* To be done *
Exactly repeat the material, dropping every picture from the copy.

* Recorded information *
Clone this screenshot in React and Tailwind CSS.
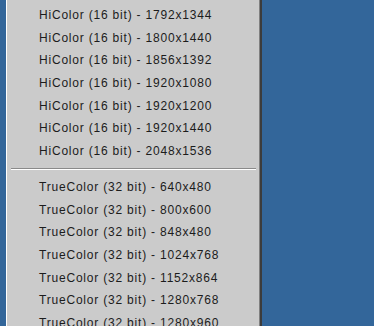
import React from 'react';

const hi = ['1792x1344', '1800x1440', '1856x1392', '1920x1080', '1920x1200', '1920x1440', '2048x1536'];
const tc = ['640x480', '800x600', '848x480', '1024x768', '1152x864', '1280x768', '1280x960'];

function Row({ label }) {
  return (
    <div className="h-[22.67px] flex items-center pl-[32px] text-[12px] tracking-[0.8px] leading-none text-[#1c1c1c] whitespace-nowrap">
      {label}
    </div>
  );
}

export default function App() {
  return (
    <div className="w-[374px] h-[326px] bg-[#33669a] overflow-hidden flex" style={{ fontFamily: '"Liberation Sans", Arial, sans-serif' }}>
      <div className="w-[6px] shrink-0" />
      <div className="w-[256px] h-full bg-[#cbcbcb] border-l border-white border-r-2 border-r-[#3c3c3c] shrink-0 pt-[3.67px] relative">
        <div className="absolute right-0 top-0 bottom-0 w-px bg-[#808080]" />
        {hi.map((r) => (
          <Row key={r} label={`HiColor (16 bit) - ${r}`} />
        ))}
        <div className="h-[13.33px] flex flex-col justify-center px-[4px]">
          <div className="h-px bg-[#8a8a8a]" />
          <div className="h-px bg-white" />
        </div>
        {tc.map((r) => (
          <Row key={r} label={`TrueColor (32 bit) - ${r}`} />
        ))}
      </div>
    </div>
  );
}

* Correct response *
Clone this screenshot in React and Tailwind CSS.
import React from 'react';

const hi = ['1792x1344', '1800x1440', '1856x1392', '1920x1080', '1920x1200', '1920x1440', '2048x1536'];
const tc = ['640x480', '800x600', '848x480', '1024x768', '1152x864', '1280x768', '1280x960'];

function Row({ label }) {
  return (
    <div className="h-[22.67px] flex items-center pl-[32px] text-[12px] tracking-[0.8px] leading-none text-[#1c1c1c] whitespace-nowrap">
      {label}
    </div>
  );
}

export default function App() {
  return (
    <div className="w-[374px] h-[326px] bg-[#33669a] overflow-hidden flex" style={{ fontFamily: '"Liberation Sans", Arial, sans-serif' }}>
      <div className="w-[6px] shrink-0" />
      <div className="w-[256px] h-full bg-[#cbcbcb] border-l border-white border-r-2 border-r-[#3c3c3c] shrink-0 pt-[3.67px] relative">
        <div className="absolute right-0 top-0 bottom-0 w-px bg-[#808080]" />
        {hi.map((r) => (
          <Row key={r} label={`HiColor (16 bit) - ${r}`} />
        ))}
        <div className="h-[13.33px] flex flex-col justify-center px-[4px]">
          <div className="h-px bg-[#8a8a8a]" />
          <div className="h-px bg-white" />
        </div>
        {tc.map((r) => (
          <Row key={r} label={`TrueColor (32 bit) - ${r}`} />
        ))}
      </div>
    </div>
  );
}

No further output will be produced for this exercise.